%%

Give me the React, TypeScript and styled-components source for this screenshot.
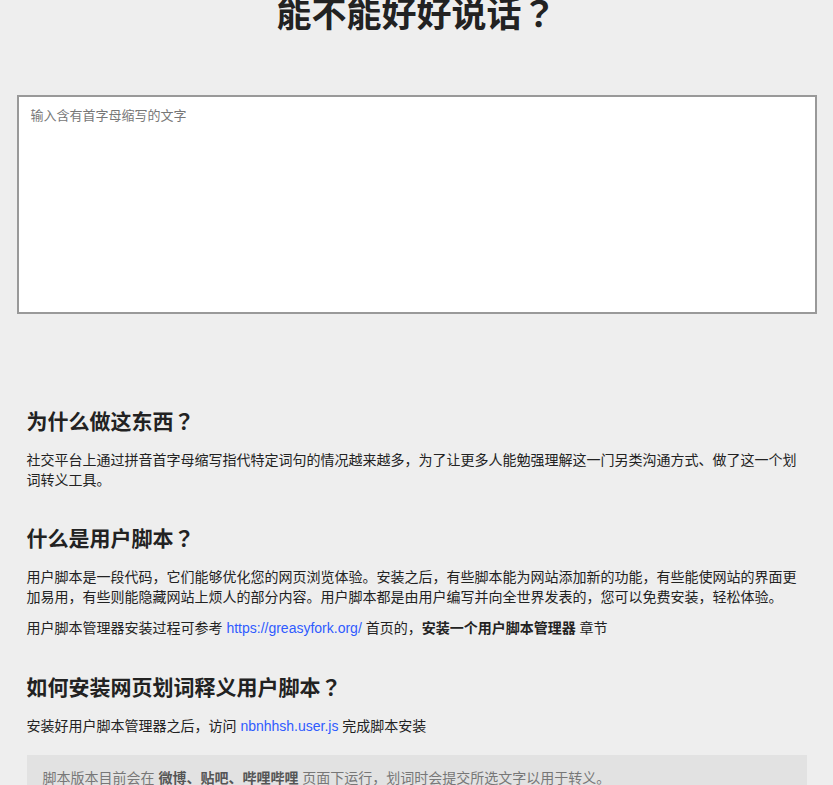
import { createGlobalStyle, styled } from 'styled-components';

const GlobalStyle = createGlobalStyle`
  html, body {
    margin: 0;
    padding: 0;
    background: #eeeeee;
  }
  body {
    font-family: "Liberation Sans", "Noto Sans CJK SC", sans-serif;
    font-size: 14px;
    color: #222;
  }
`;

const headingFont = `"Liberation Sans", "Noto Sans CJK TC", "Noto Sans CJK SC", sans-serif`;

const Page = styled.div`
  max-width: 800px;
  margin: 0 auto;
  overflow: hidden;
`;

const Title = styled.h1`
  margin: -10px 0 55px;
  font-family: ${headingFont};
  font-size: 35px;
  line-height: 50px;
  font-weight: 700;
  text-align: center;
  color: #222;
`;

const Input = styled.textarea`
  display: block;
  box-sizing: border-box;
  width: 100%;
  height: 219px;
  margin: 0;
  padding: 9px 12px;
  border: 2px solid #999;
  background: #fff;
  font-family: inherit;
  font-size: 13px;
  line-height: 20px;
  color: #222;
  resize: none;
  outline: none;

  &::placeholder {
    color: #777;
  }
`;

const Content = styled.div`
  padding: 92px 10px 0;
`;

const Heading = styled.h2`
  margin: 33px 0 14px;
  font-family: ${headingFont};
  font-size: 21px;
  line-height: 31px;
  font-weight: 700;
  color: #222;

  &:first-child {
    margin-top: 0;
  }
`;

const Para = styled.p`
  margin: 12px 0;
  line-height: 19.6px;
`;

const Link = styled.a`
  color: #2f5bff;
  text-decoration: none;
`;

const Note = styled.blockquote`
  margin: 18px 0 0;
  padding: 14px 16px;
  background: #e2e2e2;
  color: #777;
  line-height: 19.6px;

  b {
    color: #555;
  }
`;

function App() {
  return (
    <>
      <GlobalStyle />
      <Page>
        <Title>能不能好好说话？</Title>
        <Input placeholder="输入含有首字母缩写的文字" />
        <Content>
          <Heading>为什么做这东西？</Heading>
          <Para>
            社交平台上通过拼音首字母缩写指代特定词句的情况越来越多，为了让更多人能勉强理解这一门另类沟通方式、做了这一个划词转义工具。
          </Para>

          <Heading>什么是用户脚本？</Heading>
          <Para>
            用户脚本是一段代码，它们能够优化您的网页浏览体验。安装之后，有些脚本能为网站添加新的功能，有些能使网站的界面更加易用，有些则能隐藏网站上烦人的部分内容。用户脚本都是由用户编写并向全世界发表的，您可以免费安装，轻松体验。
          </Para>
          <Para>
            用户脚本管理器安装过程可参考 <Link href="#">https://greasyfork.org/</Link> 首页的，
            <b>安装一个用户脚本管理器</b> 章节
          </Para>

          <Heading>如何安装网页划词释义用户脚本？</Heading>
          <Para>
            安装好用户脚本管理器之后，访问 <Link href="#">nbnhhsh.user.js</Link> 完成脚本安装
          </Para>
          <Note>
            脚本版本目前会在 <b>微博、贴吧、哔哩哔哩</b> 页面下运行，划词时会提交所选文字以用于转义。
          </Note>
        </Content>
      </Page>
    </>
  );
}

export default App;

%%

Written instruction:
Restate the entire listing word for word, excluding pictures.

Result for this exercise:
Give me the React, TypeScript and styled-components source for this screenshot.
import { createGlobalStyle, styled } from 'styled-components';

const GlobalStyle = createGlobalStyle`
  html, body {
    margin: 0;
    padding: 0;
    background: #eeeeee;
  }
  body {
    font-family: "Liberation Sans", "Noto Sans CJK SC", sans-serif;
    font-size: 14px;
    color: #222;
  }
`;

const headingFont = `"Liberation Sans", "Noto Sans CJK TC", "Noto Sans CJK SC", sans-serif`;

const Page = styled.div`
  max-width: 800px;
  margin: 0 auto;
  overflow: hidden;
`;

const Title = styled.h1`
  margin: -10px 0 55px;
  font-family: ${headingFont};
  font-size: 35px;
  line-height: 50px;
  font-weight: 700;
  text-align: center;
  color: #222;
`;

const Input = styled.textarea`
  display: block;
  box-sizing: border-box;
  width: 100%;
  height: 219px;
  margin: 0;
  padding: 9px 12px;
  border: 2px solid #999;
  background: #fff;
  font-family: inherit;
  font-size: 13px;
  line-height: 20px;
  color: #222;
  resize: none;
  outline: none;

  &::placeholder {
    color: #777;
  }
`;

const Content = styled.div`
  padding: 92px 10px 0;
`;

const Heading = styled.h2`
  margin: 33px 0 14px;
  font-family: ${headingFont};
  font-size: 21px;
  line-height: 31px;
  font-weight: 700;
  color: #222;

  &:first-child {
    margin-top: 0;
  }
`;

const Para = styled.p`
  margin: 12px 0;
  line-height: 19.6px;
`;

const Link = styled.a`
  color: #2f5bff;
  text-decoration: none;
`;

const Note = styled.blockquote`
  margin: 18px 0 0;
  padding: 14px 16px;
  background: #e2e2e2;
  color: #777;
  line-height: 19.6px;

  b {
    color: #555;
  }
`;

function App() {
  return (
    <>
      <GlobalStyle />
      <Page>
        <Title>能不能好好说话？</Title>
        <Input placeholder="输入含有首字母缩写的文字" />
        <Content>
          <Heading>为什么做这东西？</Heading>
          <Para>
            社交平台上通过拼音首字母缩写指代特定词句的情况越来越多，为了让更多人能勉强理解这一门另类沟通方式、做了这一个划词转义工具。
          </Para>

          <Heading>什么是用户脚本？</Heading>
          <Para>
            用户脚本是一段代码，它们能够优化您的网页浏览体验。安装之后，有些脚本能为网站添加新的功能，有些能使网站的界面更加易用，有些则能隐藏网站上烦人的部分内容。用户脚本都是由用户编写并向全世界发表的，您可以免费安装，轻松体验。
          </Para>
          <Para>
            用户脚本管理器安装过程可参考 <Link href="#">https://greasyfork.org/</Link> 首页的，
            <b>安装一个用户脚本管理器</b> 章节
          </Para>

          <Heading>如何安装网页划词释义用户脚本？</Heading>
          <Para>
            安装好用户脚本管理器之后，访问 <Link href="#">nbnhhsh.user.js</Link> 完成脚本安装
          </Para>
          <Note>
            脚本版本目前会在 <b>微博、贴吧、哔哩哔哩</b> 页面下运行，划词时会提交所选文字以用于转义。
          </Note>
        </Content>
      </Page>
    </>
  );
}

export default App;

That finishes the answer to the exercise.